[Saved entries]
** Begin **

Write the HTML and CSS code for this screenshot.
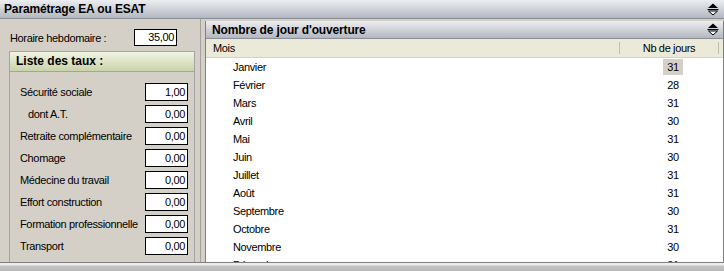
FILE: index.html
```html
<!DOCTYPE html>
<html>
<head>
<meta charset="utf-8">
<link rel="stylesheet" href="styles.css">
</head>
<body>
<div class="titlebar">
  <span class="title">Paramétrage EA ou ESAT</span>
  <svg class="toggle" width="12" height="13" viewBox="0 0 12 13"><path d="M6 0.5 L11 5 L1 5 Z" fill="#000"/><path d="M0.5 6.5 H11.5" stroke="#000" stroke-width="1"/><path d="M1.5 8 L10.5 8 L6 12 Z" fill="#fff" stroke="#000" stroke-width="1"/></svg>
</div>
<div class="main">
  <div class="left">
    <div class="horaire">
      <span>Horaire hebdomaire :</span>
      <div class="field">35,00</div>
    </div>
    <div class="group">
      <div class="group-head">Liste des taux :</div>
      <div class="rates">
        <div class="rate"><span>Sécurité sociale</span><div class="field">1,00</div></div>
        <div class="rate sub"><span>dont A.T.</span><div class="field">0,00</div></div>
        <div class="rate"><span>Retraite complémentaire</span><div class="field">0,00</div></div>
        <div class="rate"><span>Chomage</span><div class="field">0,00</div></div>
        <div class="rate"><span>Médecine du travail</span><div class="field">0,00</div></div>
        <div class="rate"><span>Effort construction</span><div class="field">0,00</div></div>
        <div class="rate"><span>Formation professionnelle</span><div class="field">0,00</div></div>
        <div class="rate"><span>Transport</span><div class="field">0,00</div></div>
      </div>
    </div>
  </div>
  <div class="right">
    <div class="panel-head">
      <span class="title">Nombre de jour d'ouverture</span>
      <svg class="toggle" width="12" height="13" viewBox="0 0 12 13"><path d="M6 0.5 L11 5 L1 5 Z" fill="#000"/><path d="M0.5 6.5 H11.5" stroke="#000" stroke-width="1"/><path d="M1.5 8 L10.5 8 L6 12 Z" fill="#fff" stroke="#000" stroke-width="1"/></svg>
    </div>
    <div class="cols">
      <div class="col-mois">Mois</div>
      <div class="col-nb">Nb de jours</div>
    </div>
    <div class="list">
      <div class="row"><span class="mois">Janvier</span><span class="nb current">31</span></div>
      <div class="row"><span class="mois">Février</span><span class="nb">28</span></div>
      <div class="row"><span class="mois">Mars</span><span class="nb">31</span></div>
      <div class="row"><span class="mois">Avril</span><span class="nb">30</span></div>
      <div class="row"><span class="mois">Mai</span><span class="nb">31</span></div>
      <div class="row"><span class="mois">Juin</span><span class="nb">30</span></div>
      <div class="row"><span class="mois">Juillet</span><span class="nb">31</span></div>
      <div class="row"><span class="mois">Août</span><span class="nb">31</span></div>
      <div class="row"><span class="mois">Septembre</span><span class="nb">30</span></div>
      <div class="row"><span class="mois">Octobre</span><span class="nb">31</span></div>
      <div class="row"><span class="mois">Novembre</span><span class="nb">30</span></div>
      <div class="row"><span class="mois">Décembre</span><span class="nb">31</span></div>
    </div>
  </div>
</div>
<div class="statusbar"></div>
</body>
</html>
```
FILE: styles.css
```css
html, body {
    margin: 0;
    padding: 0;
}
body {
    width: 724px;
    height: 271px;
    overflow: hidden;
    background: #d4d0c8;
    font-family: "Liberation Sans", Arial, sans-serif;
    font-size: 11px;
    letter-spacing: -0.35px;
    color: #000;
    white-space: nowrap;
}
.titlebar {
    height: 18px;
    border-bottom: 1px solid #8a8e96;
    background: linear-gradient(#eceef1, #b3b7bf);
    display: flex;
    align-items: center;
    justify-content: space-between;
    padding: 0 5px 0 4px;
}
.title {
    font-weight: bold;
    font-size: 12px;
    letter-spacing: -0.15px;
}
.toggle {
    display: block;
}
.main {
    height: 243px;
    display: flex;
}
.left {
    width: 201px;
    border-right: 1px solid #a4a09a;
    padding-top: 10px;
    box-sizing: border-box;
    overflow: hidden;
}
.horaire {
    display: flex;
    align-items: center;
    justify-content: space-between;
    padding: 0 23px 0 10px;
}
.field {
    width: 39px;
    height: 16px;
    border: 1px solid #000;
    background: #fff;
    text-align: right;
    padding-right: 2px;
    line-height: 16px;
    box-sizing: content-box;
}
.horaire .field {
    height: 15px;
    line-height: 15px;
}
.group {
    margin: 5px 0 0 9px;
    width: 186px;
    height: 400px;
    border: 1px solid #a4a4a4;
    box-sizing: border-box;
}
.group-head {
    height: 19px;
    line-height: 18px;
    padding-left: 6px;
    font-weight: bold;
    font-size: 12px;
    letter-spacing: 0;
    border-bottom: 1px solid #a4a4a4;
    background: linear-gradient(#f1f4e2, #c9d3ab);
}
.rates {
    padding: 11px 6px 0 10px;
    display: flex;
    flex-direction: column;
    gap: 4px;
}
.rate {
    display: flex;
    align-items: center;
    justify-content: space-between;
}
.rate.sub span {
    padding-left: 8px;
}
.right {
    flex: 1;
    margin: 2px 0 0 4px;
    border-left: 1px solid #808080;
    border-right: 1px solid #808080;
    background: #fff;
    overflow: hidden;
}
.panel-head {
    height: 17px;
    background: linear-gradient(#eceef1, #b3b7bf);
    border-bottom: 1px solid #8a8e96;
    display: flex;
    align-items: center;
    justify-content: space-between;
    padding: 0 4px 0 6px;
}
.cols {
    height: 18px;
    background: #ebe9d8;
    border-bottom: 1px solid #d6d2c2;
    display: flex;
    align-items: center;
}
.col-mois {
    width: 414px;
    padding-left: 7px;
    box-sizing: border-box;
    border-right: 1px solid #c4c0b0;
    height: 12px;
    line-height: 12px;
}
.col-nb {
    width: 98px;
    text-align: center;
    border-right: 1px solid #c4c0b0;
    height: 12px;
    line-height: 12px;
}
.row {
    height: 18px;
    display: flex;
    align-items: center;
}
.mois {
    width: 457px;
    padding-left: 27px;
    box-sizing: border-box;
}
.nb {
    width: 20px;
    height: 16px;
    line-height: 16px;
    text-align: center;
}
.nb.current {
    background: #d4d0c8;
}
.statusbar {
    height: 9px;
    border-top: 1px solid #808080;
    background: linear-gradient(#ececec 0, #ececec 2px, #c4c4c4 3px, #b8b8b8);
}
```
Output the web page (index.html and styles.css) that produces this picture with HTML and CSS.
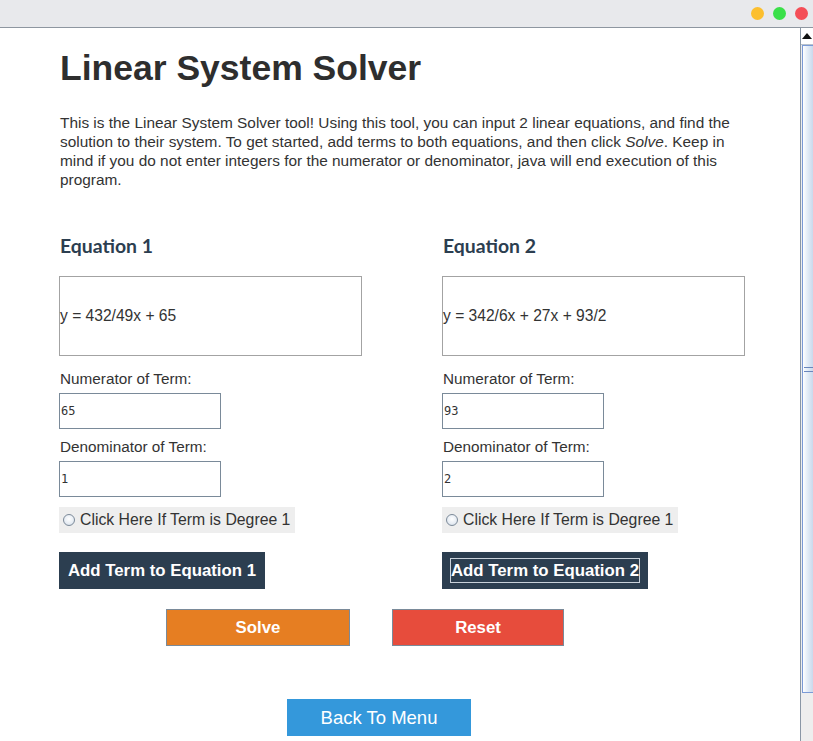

** End **

▶ _What to produce_
In the entries above, find every line holding the word "styles" and copy it out.

▶ _Expected output_
<link rel="stylesheet" href="styles.css">
FILE: styles.css
Output the web page (index.html and styles.css) that produces this picture with HTML and CSS.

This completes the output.